*Requirement*
Locate the string "React" in the listing below. Copy every line where it is found.

——

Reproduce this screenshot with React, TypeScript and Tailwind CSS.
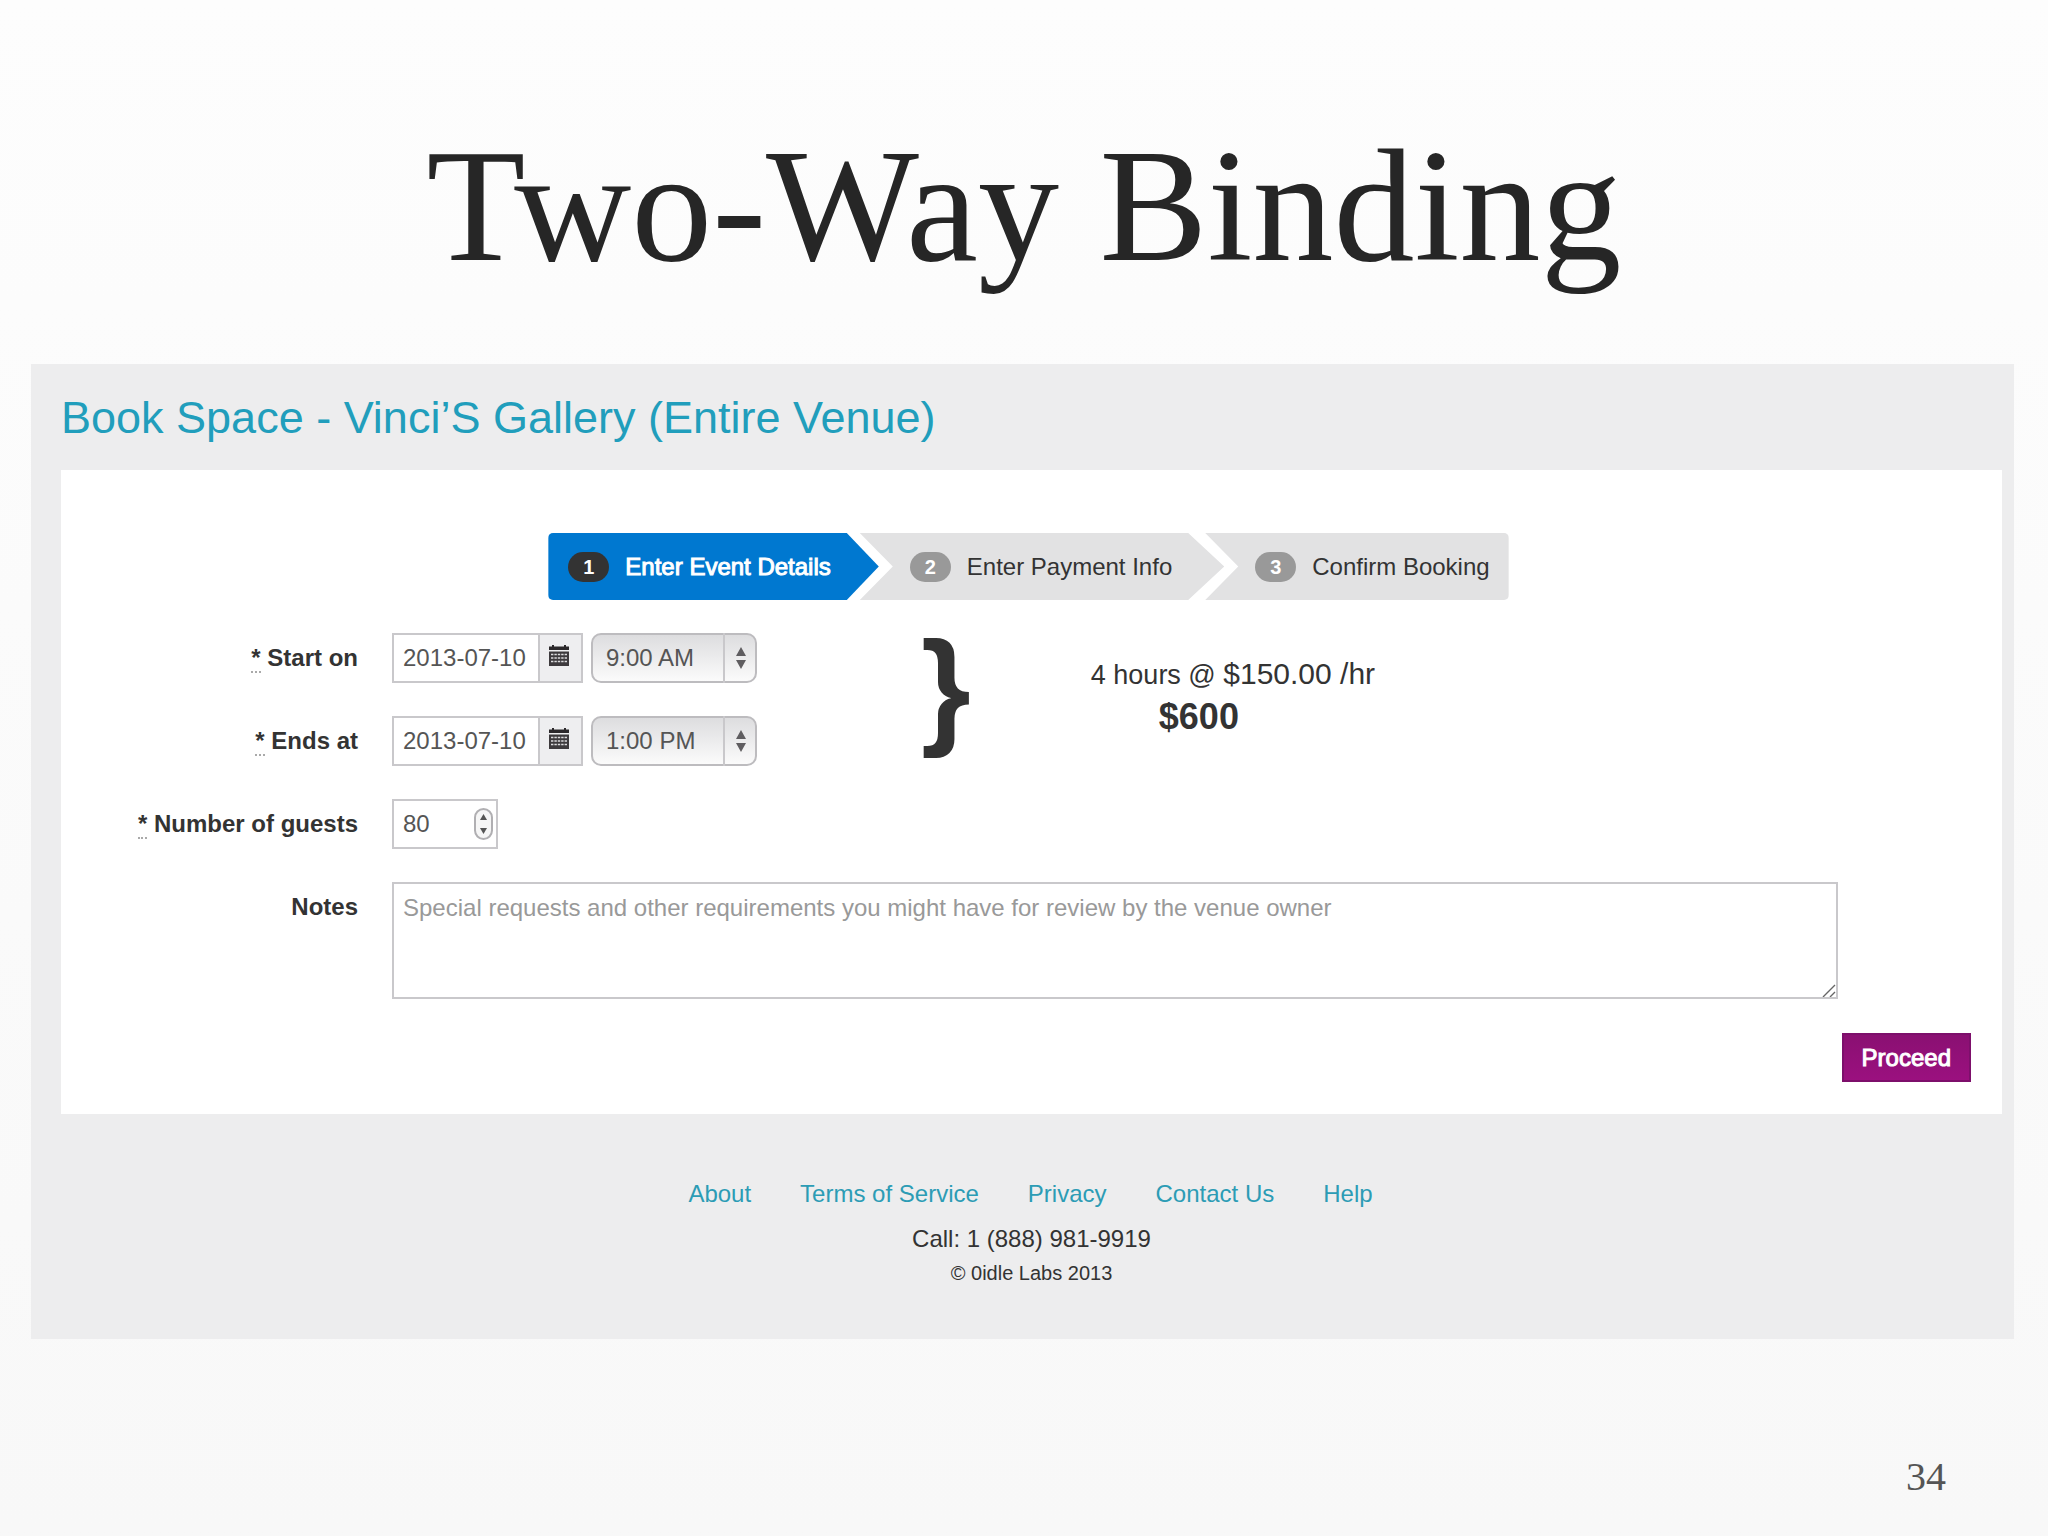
import React, {useState} from "react";

const Horas = ["8:00 AM", "9:00 AM", "10:00 AM", "11:00 AM", "12:00 PM", "1:00 PM", "2:00 PM"];
const Links = ["About", "Terms of Service", "Privacy", "Contact Us", "Help"];

const CalendarIcon : React.FC = () =>
{
    return(
        <svg width="20" height="21" viewBox="0 0 20 21" aria-hidden="true">
            <path d="M0 1.5h3V0h2v1.5h10V0h2v1.5h3V5H0z" fill="#2b282b"/>
            <path d="M0 6.5h20V21H0z" fill="#3d3a3d"/>
            <path d="M2 9.5h16M2 13h16M2 16.5h16" stroke="#dcdcde" strokeWidth="1.5" strokeDasharray="2.4 1"/>
        </svg>
    )
}

interface RowProps
{
    label: string;
    id: string;
    required?: boolean;
    children: React.ReactNode;
}

const Row : React.FC<RowProps> = ({label, id, required, children}) =>
{
    return(
        <div className="flex items-start gap-[34px]">
            <label htmlFor={id} className="w-[297px] shrink-0 text-right text-2xl leading-[50px] font-bold text-[#333]">
                {required && <><abbr className="border-b-2 border-dotted border-[#aaa] no-underline">*</abbr>{" "}</>}
                {label}
            </label>
            {children}
        </div>
    )
}

interface WhenProps
{
    id: string;
    date: string;
    time: string;
    onDate: (v: string) => void;
    onTime: (v: string) => void;
}

const When : React.FC<WhenProps> = ({id, date, time, onDate, onTime}) =>
{
    return(
        <div className="flex gap-2">
            <div className="flex h-[50px] border-2 border-[#c9c8cb] bg-white">
                <input id={id} type="text" value={date} onChange={(e) => {onDate(e.target.value)}}
                className="w-[144px] pl-[9px] text-2xl text-[#555] outline-none"/>
                <button type="button" aria-label="Open calendar"
                className="flex w-[43px] items-start justify-center border-l-2 border-[#c9c8cb] bg-[#eeeef0] pt-[10px] pr-[3px]">
                    <CalendarIcon/>
                </button>
            </div>
            <div className="relative">
                <select aria-label="Time" value={time} onChange={(e) => {onTime(e.target.value)}}
                className="h-[50px] w-[166px] appearance-none rounded-[10px] border-2 border-[#bdbcbf] bg-linear-to-b from-[#dddddf] to-[#fbfbfb] pl-[13px] text-2xl text-[#555] outline-none">
                    {Horas.map((h) => <option key={h}>{h}</option>)}
                </select>
                <span className="pointer-events-none absolute inset-y-0 right-0 flex w-[34px] items-center justify-center border-l-2 border-[#c9c8cb]">
                    <svg width="10" height="22" viewBox="0 0 10 22" fill="#5f5d60" aria-hidden="true">
                        <path d="M5 0l5 9H0zM5 22l5-9H0z"/>
                    </svg>
                </span>
            </div>
        </div>
    )
}

const App : React.FC = () =>
{
    const [StartDate, SetStartDate] = useState<string>("2013-07-10");
    const [StartTime, SetStartTime] = useState<string>("9:00 AM");
    const [EndDate, SetEndDate] = useState<string>("2013-07-10");
    const [EndTime, SetEndTime] = useState<string>("1:00 PM");
    const [Guests, SetGuests] = useState<number>(80);
    const [Notes, SetNotes] = useState<string>("");

    const Inicio = Horas.indexOf(StartTime);
    const Fim = Horas.indexOf(EndTime);
    const Total = Math.max(0, Fim - Inicio);

    return(
        <div className="min-h-screen bg-linear-to-b from-[#fdfdfd] to-[#f8f8f8] pt-[126px] font-['Liberation_Sans',Arial,sans-serif] text-[#333]">
            <h1 className="mb-[78px] text-center font-['Liberation_Serif',serif] text-[162px] leading-[160px] text-[#262626]">Two-Way Binding</h1>

            <main className="mr-[34px] ml-[31px] bg-[#ededee] pr-3 pb-[52px] pl-[30px]">
                <h2 className="pt-[26px] pb-6 text-[45px] leading-[56px] text-[#219ebc]">Book Space - Vinci’S Gallery (Entire Venue)</h2>

                <form className="bg-white pt-[63px] pb-8" onSubmit={(e) => {e.preventDefault()}}>
                    <ol className="mb-[33px] flex justify-center pr-[6px] text-2xl">
                        <li className="flex h-[67px] items-center gap-4 rounded-l-[5px] bg-[#0078d0] pr-12 pl-5 text-white [clip-path:polygon(0_0,calc(100%-32px)_0,100%_50%,calc(100%-32px)_100%,0_100%)]">
                            <span className="flex h-[30px] w-[41px] items-center justify-center rounded-full bg-[#333] text-xl font-bold">1</span>
                            <span className="[-webkit-text-stroke:1px_white]">Enter Event Details</span>
                        </li>
                        <li className="-ml-[19px] flex h-[67px] items-center gap-4 bg-[#e2e2e3] pr-[52px] pl-[50px] [clip-path:polygon(0_0,calc(100%-36px)_0,100%_50%,calc(100%-36px)_100%,0_100%,33px_50%)]">
                            <span className="flex h-[30px] w-[41px] items-center justify-center rounded-full bg-[#999] text-xl font-bold text-white">2</span>
                            <span>Enter Payment Info</span>
                        </li>
                        <li className="-ml-[19px] flex h-[67px] items-center gap-4 rounded-r-[5px] bg-[#e2e2e3] pr-[19px] pl-[50px] [clip-path:polygon(0_0,100%_0,100%_100%,0_100%,33px_50%)]">
                            <span className="flex h-[30px] w-[41px] items-center justify-center rounded-full bg-[#999] text-xl font-bold text-white">3</span>
                            <span>Confirm Booking</span>
                        </li>
                    </ol>

                    <div className="flex flex-col gap-[33px]">
                        <div className="flex items-start">
                            <div className="flex flex-col gap-[33px]">
                                <Row label="Start on" id="start" required>
                                    <When id="start" date={StartDate} time={StartTime} onDate={SetStartDate} onTime={SetStartTime}/>
                                </Row>
                                <Row label="Ends at" id="end" required>
                                    <When id="end" date={EndDate} time={EndTime} onDate={SetEndDate} onTime={SetEndTime}/>
                                </Row>
                            </div>
                            <span className="ml-[164px] text-[128px] leading-[108px] font-bold">{"}"}</span>
                            <div className="ml-[120px] pt-[21px]">
                                <p className="text-[27px] leading-10">4 hours @ <span className="text-3xl leading-10">$150.00 /hr</span></p>
                                <p className="pl-[68px] text-4xl leading-[44px] font-bold">${Total * 150}</p>
                            </div>
                        </div>

                        <Row label="Number of guests" id="guests" required>
                            <div className="flex h-[50px] w-[106px] items-center border-2 border-[#c9c8cb] bg-white pr-[3px]">
                                <input id="guests" type="number" value={Guests} onChange={(e) => {SetGuests(Number(e.target.value))}}
                                className="min-w-0 flex-1 appearance-none pl-[9px] text-2xl text-[#555] outline-none [-moz-appearance:textfield] [&::-webkit-inner-spin-button]:appearance-none"/>
                                <div className="flex h-8 w-[19px] flex-col items-center justify-between rounded-full border-2 border-[#b0afb2] bg-[#f6f6f6] py-1">
                                    <button type="button" aria-label="More guests" onClick={() => {SetGuests(Guests + 1)}}>
                                        <svg className="block" width="7" height="6" viewBox="0 0 7 6" fill="#555"><path d="M3.5 0L7 6H0z"/></svg>
                                    </button>
                                    <button type="button" aria-label="Fewer guests" onClick={() => {SetGuests(Guests - 1)}}>
                                        <svg className="block" width="7" height="6" viewBox="0 0 7 6" fill="#555"><path d="M3.5 6L7 0H0z"/></svg>
                                    </button>
                                </div>
                            </div>
                        </Row>

                        <div className="pr-[164px]">
                            <Row label="Notes" id="notes">
                                <div className="relative flex min-w-0 flex-1">
                                    <textarea id="notes" value={Notes} onChange={(e) => {SetNotes(e.target.value)}}
                                    placeholder="Special requests and other requirements you might have for review by the venue owner"
                                    className="h-[117px] w-full resize-none border-2 border-[#c9c8cb] px-[9px] py-2 text-2xl leading-8 outline-none placeholder:text-[#999]"/>
                                    <svg className="pointer-events-none absolute right-[2px] bottom-[2px]" width="14" height="14" viewBox="0 0 14 14" stroke="#666" strokeWidth="1.4" aria-hidden="true">
                                        <path d="M1 14L13 2M8 14l5-5"/>
                                    </svg>
                                </div>
                            </Row>
                        </div>
                    </div>

                    <div className="mt-[34px] flex justify-end pr-[31px]">
                        <button type="submit" className="h-[49px] border-2 border-[#7d0f6b] bg-linear-to-b from-[#8a1072] to-[#9b107f] px-[18px] text-2xl text-white [-webkit-text-stroke:1px_white]">Proceed</button>
                    </div>
                </form>

                <footer className="pt-16 text-center text-2xl">
                    <nav className="flex justify-center gap-[49px] pr-[2px] leading-8 text-[#2c9cb5]">
                        {Links.map((l) => <a key={l} href="#">{l}</a>)}
                    </nav>
                    <p className="mt-[13px] leading-8">Call: 1 (888) 981-9919</p>
                    <p className="mt-1 text-xl leading-7">© 0idle Labs 2013</p>
                </footer>
            </main>

            <p className="mt-[118px] pr-[102px] text-right font-['Liberation_Serif',serif] text-[40px] leading-10 text-[#555]">34</p>
        </div>
    )
}

export default App;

——

*Exercise answer*
Reproduce this screenshot with React, TypeScript and Tailwind CSS.
import React, {useState} from "react";
const CalendarIcon : React.FC = () =>
    children: React.ReactNode;
const Row : React.FC<RowProps> = ({label, id, required, children}) =>
const When : React.FC<WhenProps> = ({id, date, time, onDate, onTime}) =>
const App : React.FC = () =>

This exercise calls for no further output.